評估算法 2020/5/28
1.分離數據集
方法:
1)分離訓練數據評估數據
2)K折交叉驗證分離
3)棄一交叉驗證分離
4)重複隨機評估,訓練數據集分離
2.實例
2.1.分離訓練數據評估數據
通常訓練集:評估集=0.67:0.33
應用:
簡潔快速;大量數據且數據比較平衡,或對問題的展示比較平均的情況。
#實例1:
import pandas as pd,numpy as np
from sklearn.linear_model import LogisticRegression
np.set_printoptions(precision=3)
# 導入數據
filename = 'pima_data.csv'
names = ['preg', 'plas', 'pres', 'skin', 'test', 'mass', 'pedi', 'age', 'class']
data = pd.read_csv(filename, names=names)
array = data.values# 將數據分爲輸入數據和輸出結果
X = array[:, 0:8]
Y = array[:, 8]
#
from sklearn.model_selection import train_test_split
def test_train_test_split(X=X,Y=Y):
test_size = 0.33
seed = 4
X_train, X_test, Y_traing, Y_test = train_test_split(X, Y, test_size=test_size, random_state=seed)

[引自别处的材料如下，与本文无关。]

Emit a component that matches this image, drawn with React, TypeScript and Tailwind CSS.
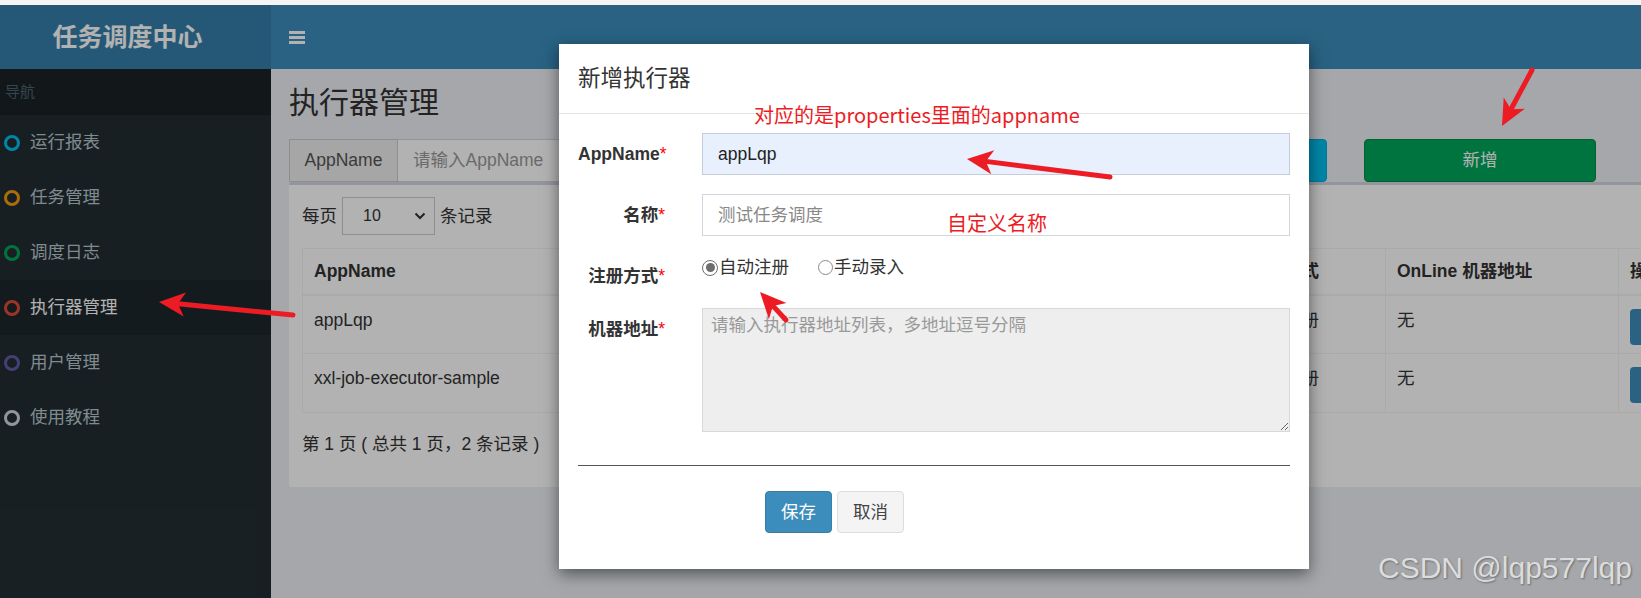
import React from "react";

const font = "font-['Liberation_Sans','Noto_Sans_CJK_SC',sans-serif]";

const navItems = [
  { label: "运行报表", ring: "border-[#00c0ef]" },
  { label: "任务管理", ring: "border-[#f39c12]" },
  { label: "调度日志", ring: "border-[#00a65a]" },
  { label: "执行器管理", ring: "border-[#dd4b39]", active: true },
  { label: "用户管理", ring: "border-[#605ca8]" },
  { label: "使用教程", ring: "border-[#d2d6de]" },
];

const rows = [
  { app: "appLqp", name: "测试任务调度" },
  { app: "xxl-job-executor-sample", name: "示例执行器" },
];

function Arrow({ x1, y1, x2, y2 }: { x1: number; y1: number; x2: number; y2: number }) {
  const dx = x2 - x1;
  const dy = y2 - y1;
  const len = Math.hypot(dx, dy);
  const ux = dx / len;
  const uy = dy / len;
  const hl = 26;
  const hw = 12;
  const bx = x2 - ux * hl;
  const by = y2 - uy * hl;
  const px = -uy;
  const py = ux;
  const nx = bx + ux * 7;
  const ny = by + uy * 7;
  const pts = `${x2},${y2} ${bx + px * hw},${by + py * hw} ${nx},${ny} ${bx - px * hw},${by - py * hw}`;
  return (
    <g>
      <line x1={x1} y1={y1} x2={nx} y2={ny} stroke="#ed1c24" strokeWidth={5} strokeLinecap="round" />
      <polygon points={pts} fill="#ed1c24" />
    </g>
  );
}

function Sidebar() {
  return (
    <div className="w-[271px] shrink-0 flex flex-col">
      <div className="h-[64px] bg-[#367fa9] flex items-center justify-center pr-[16px]">
        <span className="text-white text-[25px] font-bold leading-none">任务调度中心</span>
      </div>
      <div className="flex-1 bg-[#222d32]">
        <div className="h-[46px] bg-[#1a2226] flex items-center pl-[5px] text-[15px] text-[#4b646f]">导航</div>
        {navItems.map((n) => (
          <div
            key={n.label}
            className={`h-[55px] flex items-center pl-[4px] ${n.active ? "bg-[#1e282c] text-white" : "text-[#b8c7ce]"}`}
          >
            <span className={`w-[16px] h-[16px] rounded-full border-[3px] ${n.ring}`} />
            <span className="ml-[10px] text-[17.5px] leading-[25px]">{n.label}</span>
          </div>
        ))}
      </div>
    </div>
  );
}

function Main() {
  return (
    <div className="flex-1 flex flex-col overflow-hidden">
      <div className="h-[64px] bg-[#3c8dbc] flex items-center pl-[18px] shrink-0">
        <div className="flex flex-col gap-[2px]">
          <span className="block w-[16px] h-[3px] bg-white" />
          <span className="block w-[16px] h-[3px] bg-white" />
          <span className="block w-[16px] h-[3px] bg-white" />
        </div>
      </div>
      <div className="flex-1 bg-[#ecf0f5] px-[18px] pt-[19px]">
        <h1 className="text-[30px] leading-[30px] text-[#333]">执行器管理</h1>
        <div className="mt-[21px] h-[43px] flex">
          <div className="w-[371px] flex text-[17.5px]">
            <div className="w-[109px] border border-[#ccc] bg-[#eee] text-[#555] flex items-center justify-center">AppName</div>
            <div className="flex-1 border border-l-0 border-[#d2d6de] bg-white text-[#999] flex items-center pl-[15px]">请输入AppName</div>
          </div>
          <div className="ml-[571px] w-[96px] bg-[#00c0ef] rounded-[4px] border border-[#00acd6] text-white flex items-center justify-center text-[17.5px]">搜索</div>
          <div className="ml-[37px] w-[232px] bg-[#00a65a] rounded-[4px] border border-[#008d4c] text-white flex items-center justify-center text-[17.5px]">新增</div>
        </div>
        <div className="w-[1420px] h-[305px] bg-white border-t-[3px] border-[#d2d6de] rounded-[3px] px-[13px] pt-[12px] text-[17.5px] text-[#333]">
          <div className="flex items-center h-[38px]">
            <span>每页</span>
            <div className="ml-[5px] w-[93px] h-[38px] border border-[#ccc] flex items-center pl-[20px] pr-[8px] justify-between">
              <span className="text-[16px]">10</span>
              <svg width="12" height="8" viewBox="0 0 12 8">
                <path d="M1.5 1.5 L6 6 L10.5 1.5" fill="none" stroke="#333" strokeWidth="2" />
              </svg>
            </div>
            <span className="ml-[5px]">条记录</span>
          </div>
          <table className="mt-[13px] table-fixed border-collapse w-[1418px]">
            <colgroup>
              <col className="w-[458px]" />
              <col className="w-[477px]" />
              <col className="w-[148px]" />
              <col className="w-[233px]" />
              <col className="w-[102px]" />
            </colgroup>
            <thead>
              <tr className="h-[46px]">
                {["AppName", "名称", "注册方式", "OnLine 机器地址", "操作"].map((h) => (
                  <th key={h} className="border border-[#f4f4f4] border-b-2 px-[11px] text-left font-bold whitespace-nowrap">
                    {h}
                  </th>
                ))}
              </tr>
            </thead>
            <tbody>
              {rows.map((r) => (
                <tr key={r.app} className="h-[59px] align-top">
                  <td className="border border-[#f4f4f4] px-[11px] pt-[12px] leading-[25px]">{r.app}</td>
                  <td className="border border-[#f4f4f4] px-[11px] pt-[12px] leading-[25px]">{r.name}</td>
                  <td className="border border-[#f4f4f4] px-[11px] pt-[12px] leading-[25px]">自动注册</td>
                  <td className="border border-[#f4f4f4] px-[11px] pt-[12px] leading-[25px]">无</td>
                  <td className="border border-[#f4f4f4] px-[11px] pt-[13px]">
                    <div className="w-[80px] h-[36px] bg-[#3c8dbc] rounded-[4px]" />
                  </td>
                </tr>
              ))}
            </tbody>
          </table>
          <div className="mt-[19px] leading-[25px]">第 1 页 ( 总共 1 页，2 条记录 )</div>
        </div>
      </div>
    </div>
  );
}

function Label({ text }: { text: string }) {
  return (
    <label className="w-[87px] shrink-0 text-right font-bold pt-[9px] leading-[25px] whitespace-nowrap text-[#333]">
      {text}
      <span className="text-[#ff0000] font-normal">*</span>
    </label>
  );
}

function Modal() {
  return (
    <div className="absolute left-[559px] top-[44px] w-[750px] h-[525px] bg-white shadow-[0_5px_15px_rgba(0,0,0,0.5)] text-[17.5px] text-[#333]">
      <div className="h-[70px] border-b border-[#e5e5e5] px-[19px] flex items-center">
        <span className="text-[22.5px] leading-[32px] text-[#333]">新增执行器</span>
      </div>
      <div className="px-[19px] pt-[19px]">
        <div className="flex mb-[19px]">
          <Label text="AppName" />
          <div className="ml-[37px] flex-1 h-[42px] border border-[#c6cdd8] bg-[#e8f0fe] flex items-center px-[15px] text-[#222]">appLqp</div>
        </div>
        <div className="flex mb-[19px]">
          <Label text="名称" />
          <div className="ml-[37px] flex-1 h-[42px] border border-[#d2d6de] bg-white flex items-center px-[15px] text-[#888]">测试任务调度</div>
        </div>
        <div className="flex mb-[19px]">
          <Label text="注册方式" />
          <div className="ml-[37px] flex-1 flex items-start leading-[25px]">
            <div className="flex items-center">
              <span className="w-[16px] h-[16px] rounded-full border border-[#6d6d6d] flex items-center justify-center">
                <span className="w-[9px] h-[9px] rounded-full bg-[#6d6d6d]" />
              </span>
              <span className="ml-[1px]">自动注册</span>
            </div>
            <div className="flex items-center ml-[29px]">
              <span className="w-[15px] h-[15px] rounded-full border border-[#8a8a8a]" />
              <span className="ml-[1px]">手动录入</span>
            </div>
          </div>
        </div>
        <div className="flex">
          <Label text="机器地址" />
          <textarea
            readOnly
            placeholder="请输入执行器地址列表，多地址逗号分隔"
            className="ml-[37px] flex-1 h-[124px] border border-[#d8d8d8] bg-[#eee] px-[8px] py-[4px] leading-[25px] placeholder:text-[#999] outline-none"
          />
        </div>
        <div className="mt-[33px] h-px bg-[#555]" />
        <div className="mt-[25px] flex gap-[5px] pl-[187px]">
          <div className="w-[67px] h-[42px] bg-[#3c8dbc] border border-[#367fa9] rounded-[4px] text-white flex items-center justify-center">保存</div>
          <div className="w-[67px] h-[42px] bg-[#f4f4f4] border border-[#ddd] rounded-[4px] text-[#444] flex items-center justify-center">取消</div>
        </div>
      </div>
    </div>
  );
}

export default function App() {
  return (
    <div className={`relative w-[1641px] h-[598px] overflow-hidden bg-[#f5f5f5] ${font}`}>
      <div className="h-[5px] bg-[#f5f5f5]" />
      <div className="flex h-[593px]">
        <Sidebar />
        <Main />
      </div>
      <div className="absolute left-0 right-0 top-[5px] bottom-0 bg-black/30" />
      <Modal />
      <div className="absolute left-[754px] top-[102px] text-[20px] leading-[26px] text-[#ec1c24] font-['Noto_Sans_CJK_SC',sans-serif] whitespace-nowrap">
        对应的是properties里面的appname
      </div>
      <div className="absolute left-[947px] top-[210px] text-[20px] leading-[26px] text-[#ec1c24] font-['Noto_Sans_CJK_SC',sans-serif] whitespace-nowrap">
        自定义名称
      </div>
      <svg className="absolute left-0 top-0" width="1641" height="598">
        <Arrow x1={1110} y1={177} x2={967} y2={159} />
        <Arrow x1={293} y1={315} x2={159} y2={302} />
        <Arrow x1={1532} y1={70} x2={1502} y2={126} />
        <Arrow x1={786} y1={320} x2={760} y2={292} />
      </svg>
      <div className="absolute left-[1378px] top-[550px] text-[30px] leading-[36px] text-[#dcdcdc] [text-shadow:1px_1px_2px_rgba(0,0,0,0.35)] font-['Liberation_Sans',sans-serif] whitespace-nowrap">
        CSDN @lqp577lqp
      </div>
    </div>
  );
}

model = LogisticRegression(max_iter=10000)#默認max_iter=1000
model.fit(X_train, Y_traing)
result = model.score(X_test, Y_test)
print("算法評估結果:%.3f%%" % (result * 100))
test_train_test_split()
#算法評估結果:80.315%
2.2.K折交叉驗證分離
統計分析方法;也稱循環評估;按某種規則將數據分組,一部分用作訓練集,一部分用作評估集;
K折交叉驗證是將原始數據分成K組,K一般>2,只有數據量小時纔會嘗試2;通常取3,5,10;
可有效避免過學習和欠學習
#實例2:
from sklearn.model_selection import KFold
from sklearn.model_selection import cross_val_score
def test_KFold(X=X,Y=Y):
num_folds = 10
seed = 7
kfold = KFold(n_splits=num_folds, random_state=seed,shuffle=True)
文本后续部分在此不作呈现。